* WRITTEN REQUEST:
Transcribe each line of the material as it is, and drop any picture.

* DATASET SECTION:
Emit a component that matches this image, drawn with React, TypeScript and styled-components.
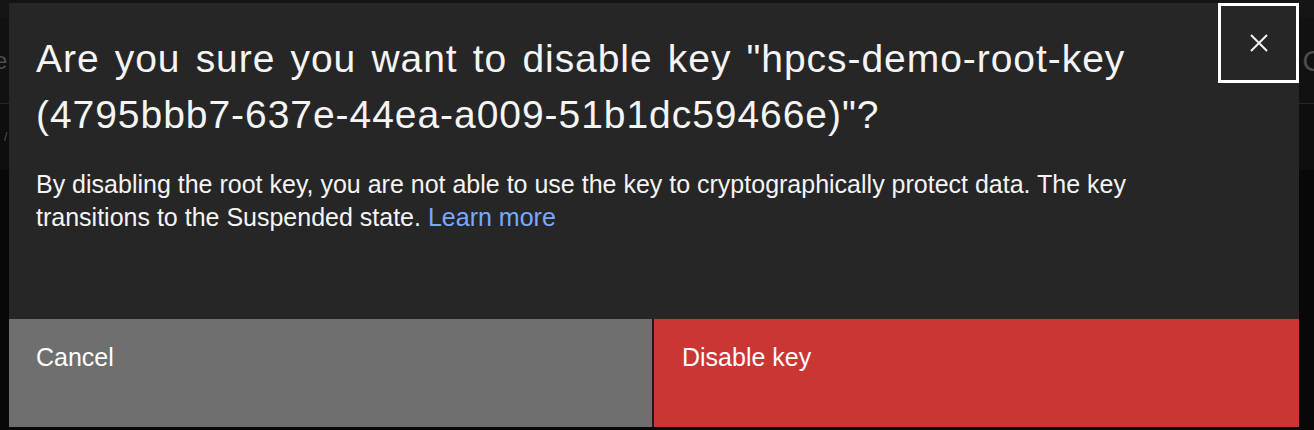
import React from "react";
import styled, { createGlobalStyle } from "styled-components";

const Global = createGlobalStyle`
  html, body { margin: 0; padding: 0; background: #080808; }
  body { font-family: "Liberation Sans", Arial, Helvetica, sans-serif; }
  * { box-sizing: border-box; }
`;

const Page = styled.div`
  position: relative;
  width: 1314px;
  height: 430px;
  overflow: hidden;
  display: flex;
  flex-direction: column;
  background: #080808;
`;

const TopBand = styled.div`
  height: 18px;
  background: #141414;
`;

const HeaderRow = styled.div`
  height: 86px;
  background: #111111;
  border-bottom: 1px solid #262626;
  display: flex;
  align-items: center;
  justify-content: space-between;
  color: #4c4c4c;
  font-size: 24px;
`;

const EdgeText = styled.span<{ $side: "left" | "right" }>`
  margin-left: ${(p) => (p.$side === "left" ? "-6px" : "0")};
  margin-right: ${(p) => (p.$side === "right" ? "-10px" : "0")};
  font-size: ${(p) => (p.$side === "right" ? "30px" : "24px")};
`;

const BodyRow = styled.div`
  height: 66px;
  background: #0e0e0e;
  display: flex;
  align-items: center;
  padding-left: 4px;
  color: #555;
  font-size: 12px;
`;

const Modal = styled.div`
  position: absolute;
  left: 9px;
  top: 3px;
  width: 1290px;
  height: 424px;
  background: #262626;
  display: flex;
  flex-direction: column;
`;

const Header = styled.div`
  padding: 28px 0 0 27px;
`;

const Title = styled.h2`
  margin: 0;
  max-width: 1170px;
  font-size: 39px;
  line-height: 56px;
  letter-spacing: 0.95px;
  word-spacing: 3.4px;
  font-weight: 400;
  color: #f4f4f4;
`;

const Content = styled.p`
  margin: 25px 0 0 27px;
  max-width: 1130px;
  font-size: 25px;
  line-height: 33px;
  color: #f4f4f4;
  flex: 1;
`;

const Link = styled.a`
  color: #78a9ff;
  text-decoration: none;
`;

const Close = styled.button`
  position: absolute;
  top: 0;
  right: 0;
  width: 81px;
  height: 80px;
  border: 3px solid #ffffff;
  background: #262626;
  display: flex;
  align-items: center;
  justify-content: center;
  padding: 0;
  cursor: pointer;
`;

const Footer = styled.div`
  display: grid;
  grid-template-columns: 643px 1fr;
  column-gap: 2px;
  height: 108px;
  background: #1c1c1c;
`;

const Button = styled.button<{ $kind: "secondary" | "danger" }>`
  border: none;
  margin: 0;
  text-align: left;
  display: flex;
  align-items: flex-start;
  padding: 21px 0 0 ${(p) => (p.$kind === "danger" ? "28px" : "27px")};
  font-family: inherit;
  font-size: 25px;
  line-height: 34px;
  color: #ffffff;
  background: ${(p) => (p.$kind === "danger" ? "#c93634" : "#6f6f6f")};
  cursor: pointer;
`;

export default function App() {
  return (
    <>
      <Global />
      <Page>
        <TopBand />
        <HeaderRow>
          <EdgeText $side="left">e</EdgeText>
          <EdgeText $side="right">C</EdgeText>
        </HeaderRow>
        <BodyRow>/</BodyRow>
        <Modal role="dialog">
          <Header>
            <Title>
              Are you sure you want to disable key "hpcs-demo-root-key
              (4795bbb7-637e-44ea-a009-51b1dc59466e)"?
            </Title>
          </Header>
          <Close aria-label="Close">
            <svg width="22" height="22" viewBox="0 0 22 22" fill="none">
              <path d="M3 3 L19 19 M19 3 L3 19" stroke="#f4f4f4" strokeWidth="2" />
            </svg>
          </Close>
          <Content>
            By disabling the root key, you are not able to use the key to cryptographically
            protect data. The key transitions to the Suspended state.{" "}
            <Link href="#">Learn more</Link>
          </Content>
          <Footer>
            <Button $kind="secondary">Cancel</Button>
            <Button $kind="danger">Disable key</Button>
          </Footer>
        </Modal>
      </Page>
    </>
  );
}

* OUTPUT FOR THIS TASK:
Emit a component that matches this image, drawn with React, TypeScript and styled-components.
import React from "react";
import styled, { createGlobalStyle } from "styled-components";

const Global = createGlobalStyle`
  html, body { margin: 0; padding: 0; background: #080808; }
  body { font-family: "Liberation Sans", Arial, Helvetica, sans-serif; }
  * { box-sizing: border-box; }
`;

const Page = styled.div`
  position: relative;
  width: 1314px;
  height: 430px;
  overflow: hidden;
  display: flex;
  flex-direction: column;
  background: #080808;
`;

const TopBand = styled.div`
  height: 18px;
  background: #141414;
`;

const HeaderRow = styled.div`
  height: 86px;
  background: #111111;
  border-bottom: 1px solid #262626;
  display: flex;
  align-items: center;
  justify-content: space-between;
  color: #4c4c4c;
  font-size: 24px;
`;

const EdgeText = styled.span<{ $side: "left" | "right" }>`
  margin-left: ${(p) => (p.$side === "left" ? "-6px" : "0")};
  margin-right: ${(p) => (p.$side === "right" ? "-10px" : "0")};
  font-size: ${(p) => (p.$side === "right" ? "30px" : "24px")};
`;

const BodyRow = styled.div`
  height: 66px;
  background: #0e0e0e;
  display: flex;
  align-items: center;
  padding-left: 4px;
  color: #555;
  font-size: 12px;
`;

const Modal = styled.div`
  position: absolute;
  left: 9px;
  top: 3px;
  width: 1290px;
  height: 424px;
  background: #262626;
  display: flex;
  flex-direction: column;
`;

const Header = styled.div`
  padding: 28px 0 0 27px;
`;

const Title = styled.h2`
  margin: 0;
  max-width: 1170px;
  font-size: 39px;
  line-height: 56px;
  letter-spacing: 0.95px;
  word-spacing: 3.4px;
  font-weight: 400;
  color: #f4f4f4;
`;

const Content = styled.p`
  margin: 25px 0 0 27px;
  max-width: 1130px;
  font-size: 25px;
  line-height: 33px;
  color: #f4f4f4;
  flex: 1;
`;

const Link = styled.a`
  color: #78a9ff;
  text-decoration: none;
`;

const Close = styled.button`
  position: absolute;
  top: 0;
  right: 0;
  width: 81px;
  height: 80px;
  border: 3px solid #ffffff;
  background: #262626;
  display: flex;
  align-items: center;
  justify-content: center;
  padding: 0;
  cursor: pointer;
`;

const Footer = styled.div`
  display: grid;
  grid-template-columns: 643px 1fr;
  column-gap: 2px;
  height: 108px;
  background: #1c1c1c;
`;

const Button = styled.button<{ $kind: "secondary" | "danger" }>`
  border: none;
  margin: 0;
  text-align: left;
  display: flex;
  align-items: flex-start;
  padding: 21px 0 0 ${(p) => (p.$kind === "danger" ? "28px" : "27px")};
  font-family: inherit;
  font-size: 25px;
  line-height: 34px;
  color: #ffffff;
  background: ${(p) => (p.$kind === "danger" ? "#c93634" : "#6f6f6f")};
  cursor: pointer;
`;

export default function App() {
  return (
    <>
      <Global />
      <Page>
        <TopBand />
        <HeaderRow>
          <EdgeText $side="left">e</EdgeText>
          <EdgeText $side="right">C</EdgeText>
        </HeaderRow>
        <BodyRow>/</BodyRow>
        <Modal role="dialog">
          <Header>
            <Title>
              Are you sure you want to disable key "hpcs-demo-root-key
              (4795bbb7-637e-44ea-a009-51b1dc59466e)"?
            </Title>
          </Header>
          <Close aria-label="Close">
            <svg width="22" height="22" viewBox="0 0 22 22" fill="none">
              <path d="M3 3 L19 19 M19 3 L3 19" stroke="#f4f4f4" strokeWidth="2" />
            </svg>
          </Close>
          <Content>
            By disabling the root key, you are not able to use the key to cryptographically
            protect data. The key transitions to the Suspended state.{" "}
            <Link href="#">Learn more</Link>
          </Content>
          <Footer>
            <Button $kind="secondary">Cancel</Button>
            <Button $kind="danger">Disable key</Button>
          </Footer>
        </Modal>
      </Page>
    </>
  );
}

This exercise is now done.